Problem statement -> Exclude the pictures, then repeat the remaining data exactly.

-- Start --

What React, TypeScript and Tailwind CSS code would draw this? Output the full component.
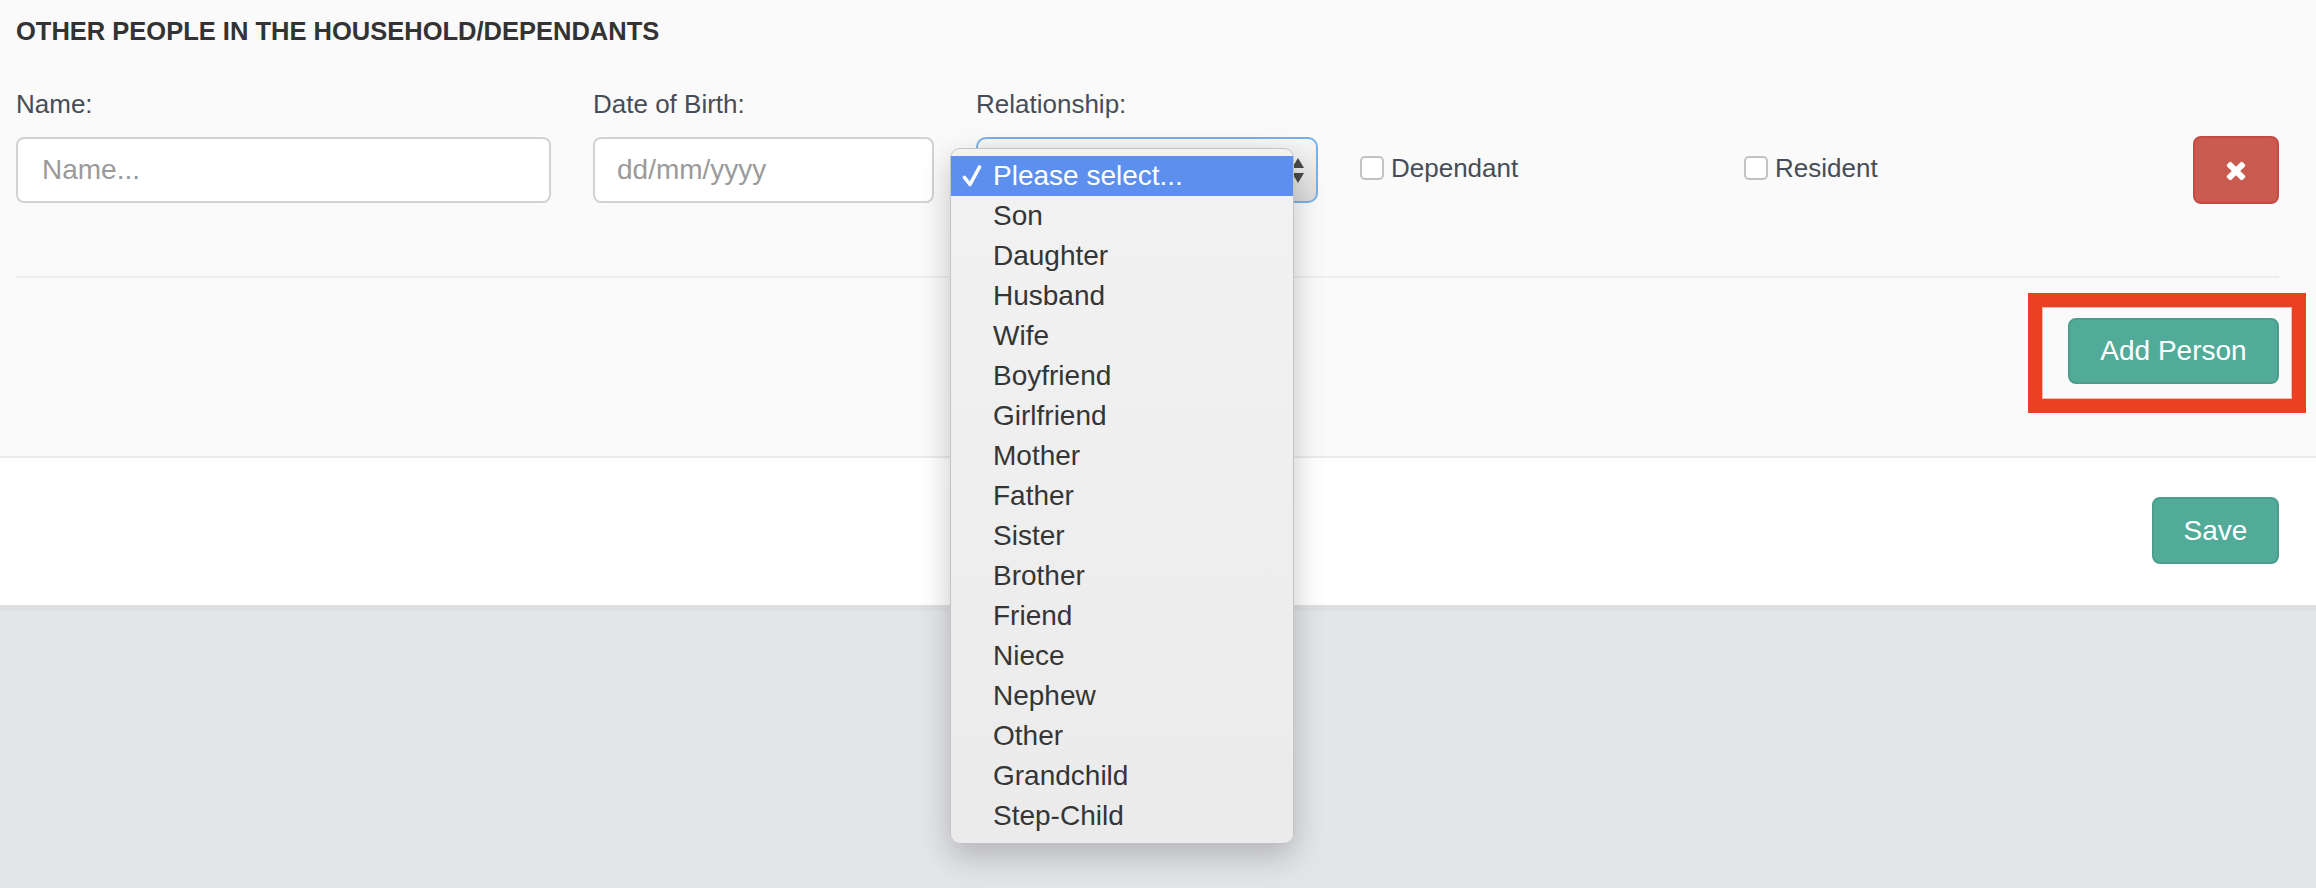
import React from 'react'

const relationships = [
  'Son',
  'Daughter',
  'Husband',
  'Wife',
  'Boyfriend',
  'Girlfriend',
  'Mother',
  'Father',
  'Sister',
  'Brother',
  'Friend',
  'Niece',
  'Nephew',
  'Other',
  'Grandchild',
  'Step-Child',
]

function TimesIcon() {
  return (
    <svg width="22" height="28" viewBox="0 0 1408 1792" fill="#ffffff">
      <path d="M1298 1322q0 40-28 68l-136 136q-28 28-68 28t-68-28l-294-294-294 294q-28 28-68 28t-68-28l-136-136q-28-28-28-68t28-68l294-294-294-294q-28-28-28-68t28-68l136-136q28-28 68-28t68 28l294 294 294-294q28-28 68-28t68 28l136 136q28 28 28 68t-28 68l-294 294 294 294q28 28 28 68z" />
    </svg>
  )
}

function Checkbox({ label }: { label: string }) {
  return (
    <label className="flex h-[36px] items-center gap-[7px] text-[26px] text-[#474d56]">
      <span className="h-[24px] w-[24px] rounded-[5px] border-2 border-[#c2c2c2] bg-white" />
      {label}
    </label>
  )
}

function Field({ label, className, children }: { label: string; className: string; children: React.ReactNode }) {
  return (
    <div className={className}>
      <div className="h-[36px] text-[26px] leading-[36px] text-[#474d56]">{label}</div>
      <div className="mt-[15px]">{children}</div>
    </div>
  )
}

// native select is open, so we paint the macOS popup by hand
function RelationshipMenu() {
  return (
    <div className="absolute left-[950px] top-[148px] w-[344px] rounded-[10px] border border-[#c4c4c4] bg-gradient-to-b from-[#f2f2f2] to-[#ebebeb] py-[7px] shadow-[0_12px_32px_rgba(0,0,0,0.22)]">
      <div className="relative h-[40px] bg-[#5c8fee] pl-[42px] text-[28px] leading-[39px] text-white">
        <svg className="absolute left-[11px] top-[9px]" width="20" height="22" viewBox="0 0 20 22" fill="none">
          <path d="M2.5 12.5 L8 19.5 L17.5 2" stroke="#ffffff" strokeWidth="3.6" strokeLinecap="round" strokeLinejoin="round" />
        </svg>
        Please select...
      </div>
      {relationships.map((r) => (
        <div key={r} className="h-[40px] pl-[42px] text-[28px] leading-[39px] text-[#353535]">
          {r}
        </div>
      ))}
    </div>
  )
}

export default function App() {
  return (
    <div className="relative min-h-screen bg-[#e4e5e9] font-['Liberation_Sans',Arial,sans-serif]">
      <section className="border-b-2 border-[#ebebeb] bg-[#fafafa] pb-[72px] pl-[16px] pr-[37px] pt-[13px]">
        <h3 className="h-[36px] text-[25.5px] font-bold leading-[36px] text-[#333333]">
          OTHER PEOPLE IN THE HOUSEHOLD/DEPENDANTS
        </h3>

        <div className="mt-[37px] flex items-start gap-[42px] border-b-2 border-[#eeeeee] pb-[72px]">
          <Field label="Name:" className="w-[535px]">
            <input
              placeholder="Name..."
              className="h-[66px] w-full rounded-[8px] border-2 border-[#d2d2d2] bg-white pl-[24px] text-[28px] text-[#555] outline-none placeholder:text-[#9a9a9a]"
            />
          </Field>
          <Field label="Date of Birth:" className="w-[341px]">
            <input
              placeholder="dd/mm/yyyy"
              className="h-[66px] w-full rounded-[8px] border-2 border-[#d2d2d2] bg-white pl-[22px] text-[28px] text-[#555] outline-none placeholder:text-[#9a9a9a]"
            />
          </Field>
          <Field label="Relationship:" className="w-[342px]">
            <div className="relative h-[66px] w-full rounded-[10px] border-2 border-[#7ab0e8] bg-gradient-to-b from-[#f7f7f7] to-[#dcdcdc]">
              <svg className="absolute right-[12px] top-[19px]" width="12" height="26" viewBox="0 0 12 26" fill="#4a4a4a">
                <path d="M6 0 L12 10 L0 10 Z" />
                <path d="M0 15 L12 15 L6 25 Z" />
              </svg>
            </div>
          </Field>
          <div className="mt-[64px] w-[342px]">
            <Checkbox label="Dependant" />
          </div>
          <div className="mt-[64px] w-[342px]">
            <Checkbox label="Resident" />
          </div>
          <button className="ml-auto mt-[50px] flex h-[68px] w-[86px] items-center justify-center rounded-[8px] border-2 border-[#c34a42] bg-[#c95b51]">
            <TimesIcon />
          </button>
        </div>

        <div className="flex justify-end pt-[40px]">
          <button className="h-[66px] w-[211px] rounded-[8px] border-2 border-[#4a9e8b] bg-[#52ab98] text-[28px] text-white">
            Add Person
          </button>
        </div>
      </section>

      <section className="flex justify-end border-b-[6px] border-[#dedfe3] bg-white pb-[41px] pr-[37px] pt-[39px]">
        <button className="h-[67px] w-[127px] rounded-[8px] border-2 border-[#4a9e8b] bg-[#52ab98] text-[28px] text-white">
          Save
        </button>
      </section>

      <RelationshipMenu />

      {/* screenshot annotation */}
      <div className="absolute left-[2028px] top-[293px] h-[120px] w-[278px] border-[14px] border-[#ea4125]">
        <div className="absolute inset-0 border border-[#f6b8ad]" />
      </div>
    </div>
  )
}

-- End --

Result of the exercise ->
What React, TypeScript and Tailwind CSS code would draw this? Output the full component.
import React from 'react'

const relationships = [
  'Son',
  'Daughter',
  'Husband',
  'Wife',
  'Boyfriend',
  'Girlfriend',
  'Mother',
  'Father',
  'Sister',
  'Brother',
  'Friend',
  'Niece',
  'Nephew',
  'Other',
  'Grandchild',
  'Step-Child',
]

function TimesIcon() {
  return (
    <svg width="22" height="28" viewBox="0 0 1408 1792" fill="#ffffff">
      <path d="M1298 1322q0 40-28 68l-136 136q-28 28-68 28t-68-28l-294-294-294 294q-28 28-68 28t-68-28l-136-136q-28-28-28-68t28-68l294-294-294-294q-28-28-28-68t28-68l136-136q28-28 68-28t68 28l294 294 294-294q28-28 68-28t68 28l136 136q28 28 28 68t-28 68l-294 294 294 294q28 28 28 68z" />
    </svg>
  )
}

function Checkbox({ label }: { label: string }) {
  return (
    <label className="flex h-[36px] items-center gap-[7px] text-[26px] text-[#474d56]">
      <span className="h-[24px] w-[24px] rounded-[5px] border-2 border-[#c2c2c2] bg-white" />
      {label}
    </label>
  )
}

function Field({ label, className, children }: { label: string; className: string; children: React.ReactNode }) {
  return (
    <div className={className}>
      <div className="h-[36px] text-[26px] leading-[36px] text-[#474d56]">{label}</div>
      <div className="mt-[15px]">{children}</div>
    </div>
  )
}

// native select is open, so we paint the macOS popup by hand
function RelationshipMenu() {
  return (
    <div className="absolute left-[950px] top-[148px] w-[344px] rounded-[10px] border border-[#c4c4c4] bg-gradient-to-b from-[#f2f2f2] to-[#ebebeb] py-[7px] shadow-[0_12px_32px_rgba(0,0,0,0.22)]">
      <div className="relative h-[40px] bg-[#5c8fee] pl-[42px] text-[28px] leading-[39px] text-white">
        <svg className="absolute left-[11px] top-[9px]" width="20" height="22" viewBox="0 0 20 22" fill="none">
          <path d="M2.5 12.5 L8 19.5 L17.5 2" stroke="#ffffff" strokeWidth="3.6" strokeLinecap="round" strokeLinejoin="round" />
        </svg>
        Please select...
      </div>
      {relationships.map((r) => (
        <div key={r} className="h-[40px] pl-[42px] text-[28px] leading-[39px] text-[#353535]">
          {r}
        </div>
      ))}
    </div>
  )
}

export default function App() {
  return (
    <div className="relative min-h-screen bg-[#e4e5e9] font-['Liberation_Sans',Arial,sans-serif]">
      <section className="border-b-2 border-[#ebebeb] bg-[#fafafa] pb-[72px] pl-[16px] pr-[37px] pt-[13px]">
        <h3 className="h-[36px] text-[25.5px] font-bold leading-[36px] text-[#333333]">
          OTHER PEOPLE IN THE HOUSEHOLD/DEPENDANTS
        </h3>

        <div className="mt-[37px] flex items-start gap-[42px] border-b-2 border-[#eeeeee] pb-[72px]">
          <Field label="Name:" className="w-[535px]">
            <input
              placeholder="Name..."
              className="h-[66px] w-full rounded-[8px] border-2 border-[#d2d2d2] bg-white pl-[24px] text-[28px] text-[#555] outline-none placeholder:text-[#9a9a9a]"
            />
          </Field>
          <Field label="Date of Birth:" className="w-[341px]">
            <input
              placeholder="dd/mm/yyyy"
              className="h-[66px] w-full rounded-[8px] border-2 border-[#d2d2d2] bg-white pl-[22px] text-[28px] text-[#555] outline-none placeholder:text-[#9a9a9a]"
            />
          </Field>
          <Field label="Relationship:" className="w-[342px]">
            <div className="relative h-[66px] w-full rounded-[10px] border-2 border-[#7ab0e8] bg-gradient-to-b from-[#f7f7f7] to-[#dcdcdc]">
              <svg className="absolute right-[12px] top-[19px]" width="12" height="26" viewBox="0 0 12 26" fill="#4a4a4a">
                <path d="M6 0 L12 10 L0 10 Z" />
                <path d="M0 15 L12 15 L6 25 Z" />
              </svg>
            </div>
          </Field>
          <div className="mt-[64px] w-[342px]">
            <Checkbox label="Dependant" />
          </div>
          <div className="mt-[64px] w-[342px]">
            <Checkbox label="Resident" />
          </div>
          <button className="ml-auto mt-[50px] flex h-[68px] w-[86px] items-center justify-center rounded-[8px] border-2 border-[#c34a42] bg-[#c95b51]">
            <TimesIcon />
          </button>
        </div>

        <div className="flex justify-end pt-[40px]">
          <button className="h-[66px] w-[211px] rounded-[8px] border-2 border-[#4a9e8b] bg-[#52ab98] text-[28px] text-white">
            Add Person
          </button>
        </div>
      </section>

      <section className="flex justify-end border-b-[6px] border-[#dedfe3] bg-white pb-[41px] pr-[37px] pt-[39px]">
        <button className="h-[67px] w-[127px] rounded-[8px] border-2 border-[#4a9e8b] bg-[#52ab98] text-[28px] text-white">
          Save
        </button>
      </section>

      <RelationshipMenu />

      {/* screenshot annotation */}
      <div className="absolute left-[2028px] top-[293px] h-[120px] w-[278px] border-[14px] border-[#ea4125]">
        <div className="absolute inset-0 border border-[#f6b8ad]" />
      </div>
    </div>
  )
}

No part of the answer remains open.